In the context of Cboe’s launch, Prodigy.Fi complements regulated futures by offering DeFi-native alternatives. While Continuous Futures provide long-term exposure through centralised clearing, Prodigy.Fi’s vaults enable similar perpetual-style accumulation onchain.
Consider a scenario: An institutional investor holds a 10-year Bitcoin Continuous Future for hedging. To optimise idle collateral, they subscribe to a Prodigy.Fi DCI vault, earning fixed yields while positioning for BTC accumulation below spot. Settlement occurs automatically via smart contracts, with no rollover fees or funding rate surprises beyond transparent mechanics. Moreover, with our upcoming strategy pools, they could also allocate into longer-term, actively managed vaults, removing the need to monitor or roll positions frequently. This fusion exemplifies how regulated innovations like Cboe’s can coexist with DeFi’s permissionless innovation.

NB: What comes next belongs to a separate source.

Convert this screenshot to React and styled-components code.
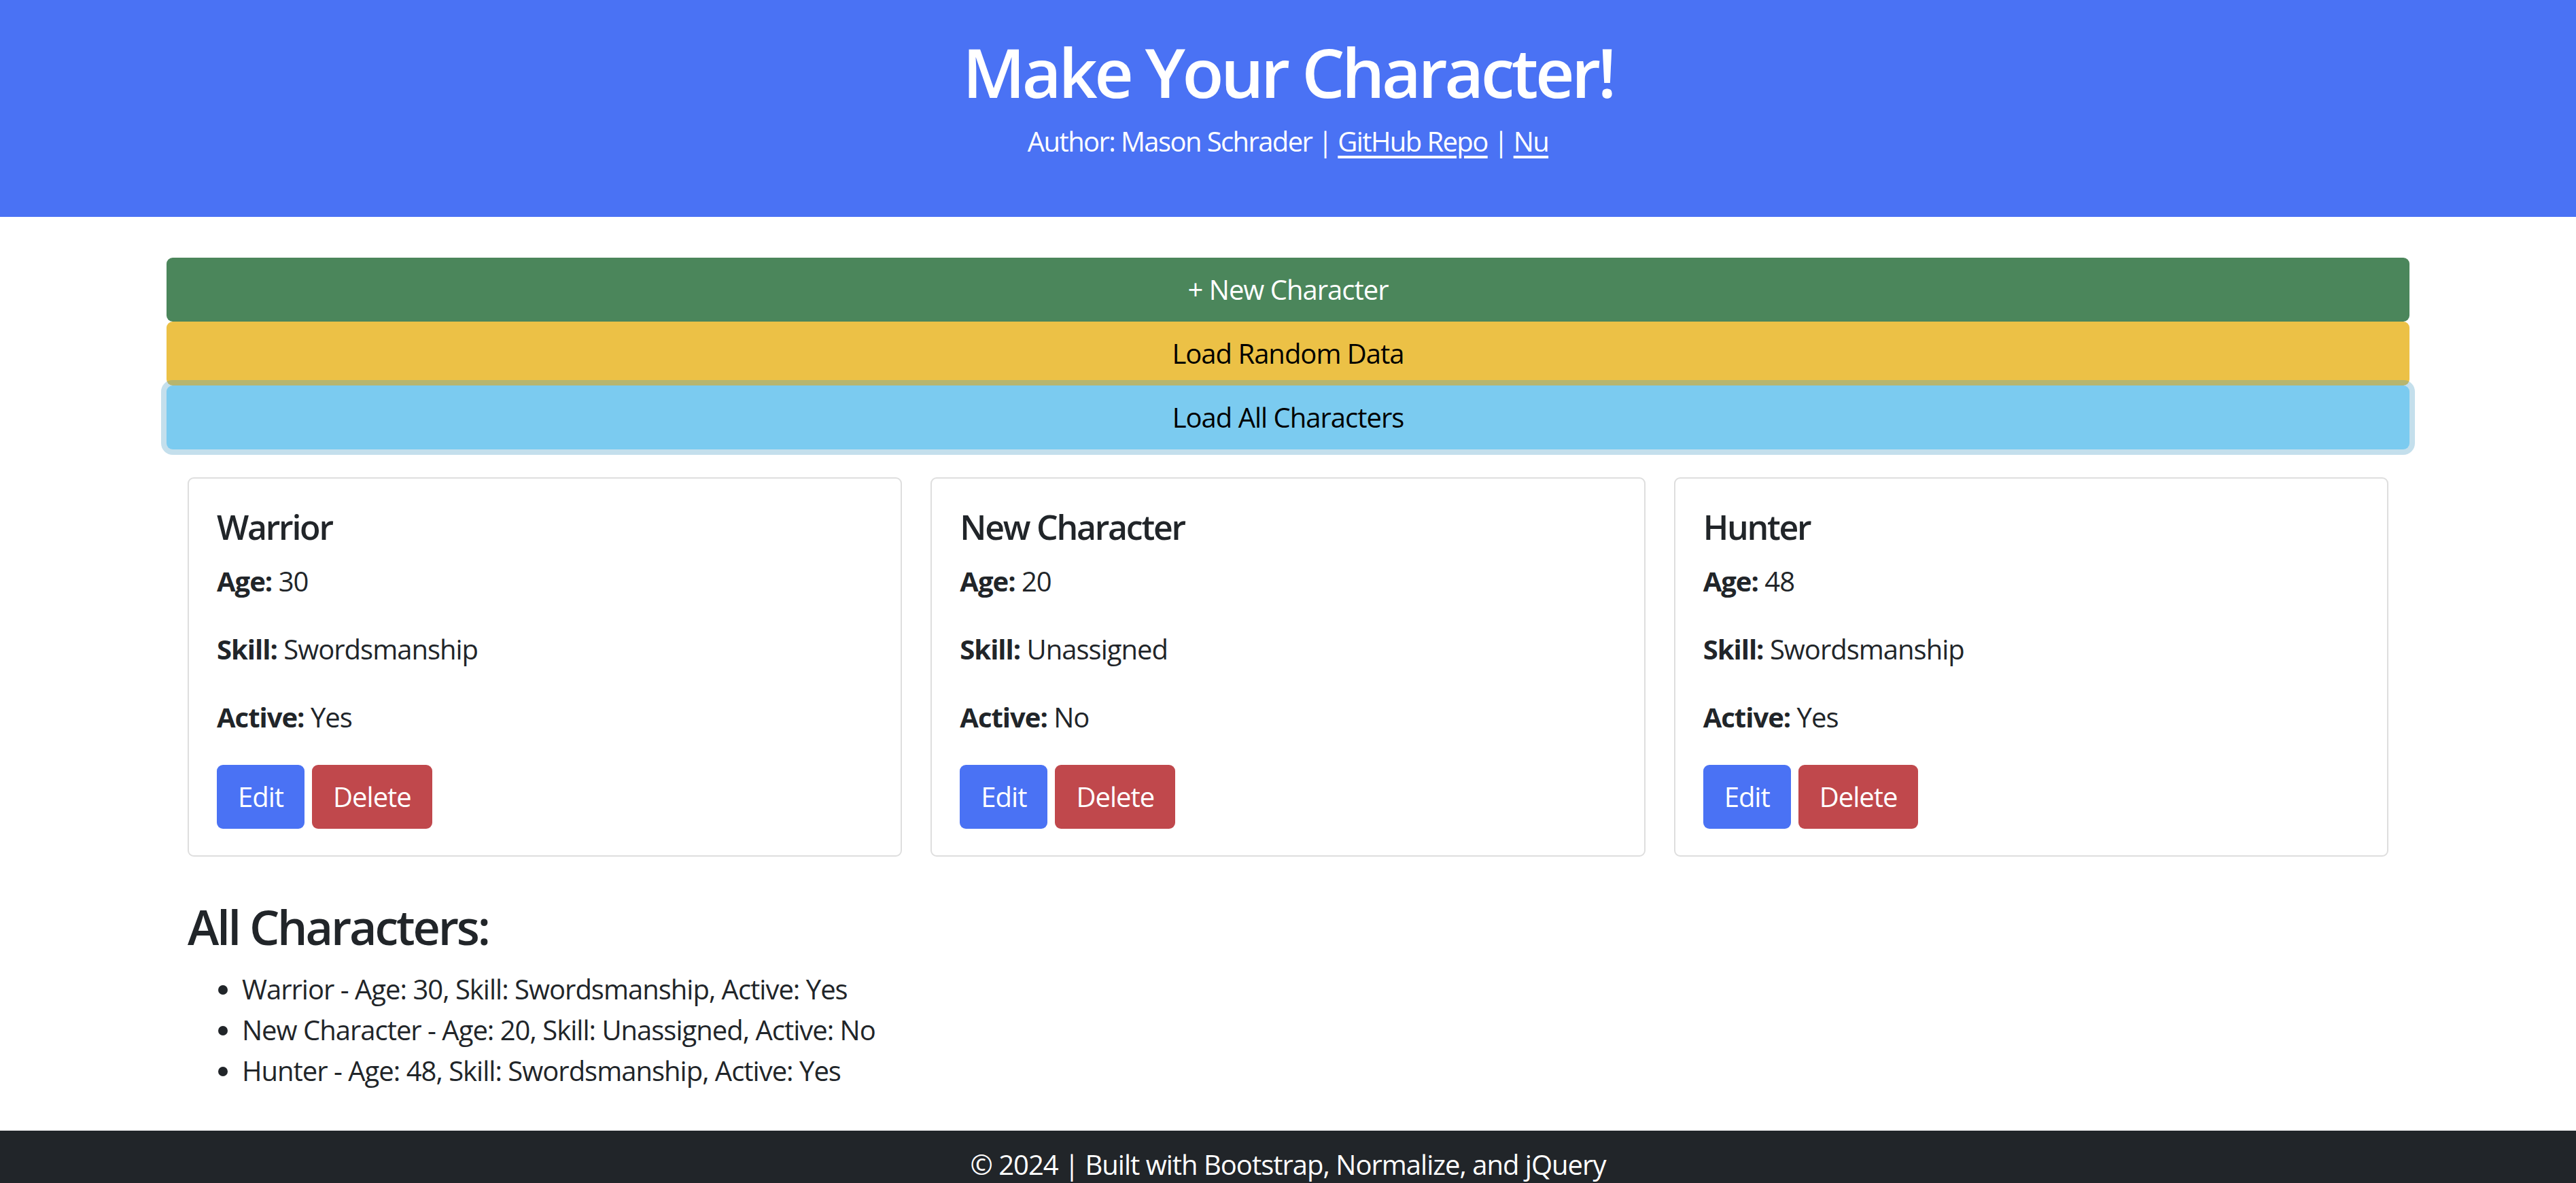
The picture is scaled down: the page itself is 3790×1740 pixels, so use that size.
import React from "react";
import styled, { createGlobalStyle } from "styled-components";

const characters = [
  { name: "Warrior", age: 30, skill: "Swordsmanship", active: true },
  { name: "New Character", age: 20, skill: "Unassigned", active: false },
  { name: "Hunter", age: 48, skill: "Swordsmanship", active: true },
];

const tones = {
  success: { bg: "#4b865b", fg: "#ffffff" },
  warning: { bg: "#ecc146", fg: "#000000" },
  info: { bg: "#7bcbf0", fg: "#000000" },
  primary: { bg: "#4a72f4", fg: "#ffffff" },
  danger: { bg: "#c0484c", fg: "#ffffff" },
};

const GlobalStyle = createGlobalStyle`
  body {
    margin: 0;
    font-family: "Open Sans", "Noto Sans", sans-serif;
    font-size: 40px;
    line-height: 1.5;
    letter-spacing: -0.025em;
    color: #212529;
    background: #ffffff;
  }
`;

const Header = styled.header`
  background: #4a72f4;
  color: #ffffff;
  text-align: center;
  padding: 45px 0 81px;
`;

const Title = styled.h1`
  margin: 0 0 13px;
  font-size: 100px;
  line-height: 120px;
  font-weight: 600;
  letter-spacing: -0.045em;
`;

const Byline = styled.p`
  margin: 0;
  line-height: 60px;
  letter-spacing: -0.04em;
`;

const Link = styled.a`
  color: #ffffff;
  text-decoration: underline;
  text-underline-offset: 6px;
`;

const Main = styled.main`
  width: 3300px;
  margin: 0 auto;
  padding-top: 60px;
`;

const ActionStack = styled.div`
  display: flex;
  flex-direction: column;
`;

const ActionButton = styled.button`
  height: 94px;
  width: 100%;
  border: none;
  border-radius: 9px;
  font: inherit;
  letter-spacing: inherit;
  background: ${(p) => tones[p.$tone].bg};
  color: ${(p) => tones[p.$tone].fg};
  box-shadow: ${(p) =>
    p.$focused ? "0 0 0 8px rgba(72, 157, 195, 0.32)" : "none"};
  cursor: pointer;
`;

const CardGrid = styled.div`
  display: grid;
  grid-template-columns: repeat(3, 1fr);
  gap: 42px;
  margin: 41px 31px 0;
`;

const Card = styled.div`
  border: 2px solid #dedede;
  border-radius: 9px;
  padding: 41px 41px 39px;
`;

const CardTitle = styled.h5`
  margin: 0 0 20px;
  font-size: 50px;
  line-height: 60px;
  font-weight: 600;
  letter-spacing: -0.045em;
`;

const Field = styled.p`
  margin: 0 0 40px;
  line-height: 60px;
`;

const Label = styled.strong`
  font-weight: 700;
`;

const CardActions = styled.div`
  display: flex;
  gap: 11px;
`;

const SmallButton = styled.button`
  height: 94px;
  padding: 0 31px;
  border: none;
  border-radius: 9px;
  font: inherit;
  letter-spacing: inherit;
  background: ${(p) => tones[p.$variant].bg};
  color: ${(p) => tones[p.$variant].fg};
  cursor: pointer;
`;

const Section = styled.section`
  margin: 61px 31px 0;
`;

const SectionHeading = styled.h3`
  margin: 0 0 20px;
  font-size: 70px;
  line-height: 84px;
  font-weight: 600;
  letter-spacing: -0.045em;
`;

const CharacterList = styled.ul`
  margin: 0 0 58px;
  padding-left: 80px;
  line-height: 60px;
`;

const Footer = styled.footer`
  background: #212529;
  color: #ffffff;
  text-align: center;
  padding: 20px 0;
  line-height: 60px;
`;

const yesNo = (v) => (v ? "Yes" : "No");

export default function App() {
  return (
    <>
      <GlobalStyle />
      <Header>
        <Title>Make Your Character!</Title>
        <Byline>
          Author: Mason Schrader | <Link href="#">GitHub Repo</Link> |{" "}
          <Link href="#">Nu</Link>
        </Byline>
      </Header>
      <Main>
        <ActionStack>
          <ActionButton $tone="success">+ New Character</ActionButton>
          <ActionButton $tone="warning">Load Random Data</ActionButton>
          <ActionButton $tone="info" $focused>
            Load All Characters
          </ActionButton>
        </ActionStack>
        <CardGrid>
          {characters.map((c) => (
            <Card key={c.name}>
              <CardTitle>{c.name}</CardTitle>
              <Field>
                <Label>Age:</Label> {c.age}
              </Field>
              <Field>
                <Label>Skill:</Label> {c.skill}
              </Field>
              <Field>
                <Label>Active:</Label> {yesNo(c.active)}
              </Field>
              <CardActions>
                <SmallButton $variant="primary">Edit</SmallButton>
                <SmallButton $variant="danger">Delete</SmallButton>
              </CardActions>
            </Card>
          ))}
        </CardGrid>
        <Section>
          <SectionHeading>All Characters:</SectionHeading>
          <CharacterList>
            {characters.map((c) => (
              <li key={c.name}>
                {c.name} - Age: {c.age}, Skill: {c.skill}, Active:{" "}
                {yesNo(c.active)}
              </li>
            ))}
          </CharacterList>
        </Section>
      </Main>
      <Footer>© 2024 | Built with Bootstrap, Normalize, and jQuery</Footer>
    </>
  );
}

The Future of Crypto Exposure: Convergence and Opportunity
Cboe’s Continuous Futures mark a pivotal moment, blending the appeal of perpetual trading with US regulatory guardrails. By 10 November 2025, they could unlock trillions in demand, fostering deeper liquidity and broader participation. Yet, as we witness this TradFi-DeFi convergence, the true power may just lie in hybrid ecosystems.
Looking ahead, we could possibly expect more of such integrations where regulated exchanges provide the foundation and DeFi platforms add layers of customisation and efficiency. For users, this means greater choice, whether through Cboe’s intermediated futures or Prodigy.Fi’s non-custodial vaults.